Now if the rotor on the distributor has moved, simply remove the 13mm nut, raise the distributor a bit and re-align the rotor with the mark you made earlier.

Install again the water pump belt and it's half pulley and now you are ready to set the timing.

Again, at the bottom pulley align the mark with the third left mark on the pulley "10 Deg."

I have aquired some practice in the past years, and I actually find it to be a fun project (actually, the only hard part is getting the new belt into the cam gear)

Good luck, I hope my tip helps.


From Bob Brown:

Some hints. EASY to do with the engine out of the car, but certainly do-able in.

Align the timing mark at the top of the Cam gear with the backplate notch. Take note of the crank pulley timing mark. Should line up as well with its notch. Remove the distributor cap and take note of where it's pointing.

Loosen the idler bearing, (I think a 15mm?) remove the belt and replace with a new one. If you don't accidentally move the cam pulley, simply re-align the distributor to aim to the same place it was before, (this gets you in the ballpark to start your car again later.) then tighten the nut on the idler bearing while using the spring pressure (only!) of the "snail mount" spring pushing up against the backplate assembly of the idler bearing. I don't have a picture handy but you'll see these parts when you get there. Do not over-tighten the timing belt! It should be lightly "snug" if that makes any sense. You don't want it flapping loosely OR so tight as to pull tightly against the cam gear.

Once the belt is in place and tightened down, prepare to re-adjust your timing. It usually needs some adjustment. Small arms a must.


Also... The tensioner for the bearing pokes out the side of the snail mount. After you loosen the nut on the bearing, put a pair of vise grips on that tensioner and pull it toward the trunk, then slide an open end wrench between the vise grips and the snail mount to hold it back. It will make it alot easier to get the belt off and back on.

Also, don't be surprised if you drip coolant while the bearing is loose.

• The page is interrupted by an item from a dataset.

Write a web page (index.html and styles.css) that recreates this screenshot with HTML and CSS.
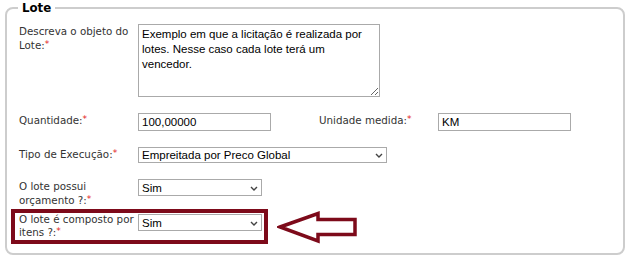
FILE: index.html
```html
<!DOCTYPE html>
<html lang="pt-BR">

<head>
    <meta charset="UTF-8">
    <meta name="viewport" content="width=device-width, initial-scale=1.0">
    <title>Lote</title>
    <link rel="stylesheet" href="styles.css">
</head>

<body>
    <form class="lote-form">
        <fieldset>
            <legend>Lote</legend>

            <div class="row first">
                <label class="label" for="descricao">Descreva o objeto do <span class="line">Lote:<span class="req">*</span></span></label>
                <textarea id="descricao" name="descricao">Exemplo em que a licitação é realizada por lotes. Nesse caso cada lote terá um vencedor.</textarea>
            </div>

            <div class="row">
                <label class="label" for="quantidade">Quantidade:<span class="req">*</span></label>
                <input type="text" id="quantidade" name="quantidade" value="100,00000">
                <label class="label label-inline" for="unidade">Unidade medida:<span class="req">*</span></label>
                <input type="text" id="unidade" name="unidade" value="KM">
            </div>

            <div class="row">
                <label class="label" for="tipo">Tipo de Execução:<span class="req">*</span></label>
                <span class="select wide">
                    <select id="tipo" name="tipo">
                        <option>Empreitada por Preco Global</option>
                        <option>Empreitada por Preco Unitario</option>
                    </select>
                    <svg class="chevron" width="8" height="5" viewBox="0 0 8 5"><path d="M1 1l3 3 3-3" fill="none" stroke="#444" stroke-width="1.4"/></svg>
                </span>
            </div>

            <div class="row">
                <label class="label" for="orcamento">O lote possui <span class="line">orçamento ?:<span class="req">*</span></span></label>
                <span class="select">
                    <select id="orcamento" name="orcamento">
                        <option>Sim</option>
                        <option>Não</option>
                    </select>
                    <svg class="chevron" width="8" height="5" viewBox="0 0 8 5"><path d="M1 1l3 3 3-3" fill="none" stroke="#444" stroke-width="1.4"/></svg>
                </span>
            </div>

            <div class="highlight-row">
                <div class="row boxed">
                    <label class="label" for="itens">O lote é composto por <span class="line">itens ?:<span class="req">*</span></span></label>
                    <span class="select">
                        <select id="itens" name="itens">
                            <option>Sim</option>
                            <option>Não</option>
                        </select>
                        <svg class="chevron" width="8" height="5" viewBox="0 0 8 5"><path d="M1 1l3 3 3-3" fill="none" stroke="#444" stroke-width="1.4"/></svg>
                    </span>
                </div>
                <svg class="arrow" width="80" height="34" viewBox="0 0 80 34">
                    <polygon points="3,17 41,3.5 41,9.5 78,9.5 78,24.5 41,24.5 41,31" fill="#fff" stroke="#7d0a1a" stroke-width="3.5" stroke-linejoin="miter"/>
                </svg>
            </div>
        </fieldset>
    </form>
</body>

</html>
```

FILE: styles.css
```css
body {
    margin: 0;
    padding: 0;
    background-color: #fff;
    font-family: "DejaVu Sans", Verdana, sans-serif;
    color: #333;
}

fieldset {
    margin: 0 8px 0 5px;
    padding: 0 10px 9px 11px;
    border: 2px solid #cdcdcd;
    border-radius: 8px;
}

legend {
    padding: 1px 4px 0;
    font-size: 11.8px;
    line-height: 15px;
    font-weight: bold;
    color: #000;
}

.row {
    display: flex;
    align-items: flex-start;
    margin-top: 16px;
}

.row.first {
    margin-top: 8px;
}

.label {
    flex: none;
    width: 119px;
    padding-left: 1px;
    font-size: 10.3px;
    line-height: 13.5px;
    padding-top: 1px;
}

.label .line {
    display: block;
}

.label-inline {
    margin-left: 47px;
}

.req {
    position: relative;
    top: -2px;
    color: #e31b1b;
    font-size: 9px;
}

textarea,
input,
select {
    font-family: "Liberation Sans", Arial, sans-serif;
    font-size: 11.5px;
    color: #000;
    border: 1px solid #aaa;
    border-radius: 0;
    background-color: #fff;
    box-sizing: border-box;
    margin: 0;
    outline: none;
}

textarea {
    width: 242px;
    height: 73px;
    padding: 2px 3px;
    line-height: 15px;
}

input {
    width: 133px;
    height: 18px;
    padding: 0 3px;
}

.select {
    position: relative;
    display: inline-flex;
}

select {
    appearance: none;
    width: 124px;
    height: 17px;
    padding: 0 3px;
}

.select.wide select {
    width: 249px;
    height: 16px;
}

.chevron {
    position: absolute;
    right: 4px;
    top: 50%;
    margin-top: -2px;
    pointer-events: none;
}

.highlight-row {
    display: flex;
    align-items: center;
    margin-top: 1px;
}

.row.boxed {
    margin: 0 0 0 -7px;
    padding: 0 2px 0 3px;
    border: 4px solid #7d0a1a;
}

.row.boxed .label {
    padding-top: 0;
    line-height: 13px;
}

.row.boxed .select {
    margin-top: 1px;
}

.arrow {
    margin-left: 9px;
}
```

The only thing I would add is when you think you're done, but before buttoning everything up:

  1. Rotate the engine 1/2 revolution
  2. Loosen the tensioner nut (re-tensioning the belt)
  3. Re-torque the tensioner nut

My old mechanic did this and said because you're tensioning a toothed belt at one point only, it's impossible to properly tension the entire belt at once. The teeth prevent the tensioning effects from reaching that portion of the belt that lies opposite the tensioner. He said doing this allowed the "un-tensioned" part of the belt to become properly tensioned. Don't know if he snorted too much Castrol or if it's really necessary but it makes sense and I've always done it...as much out of superstition as anything!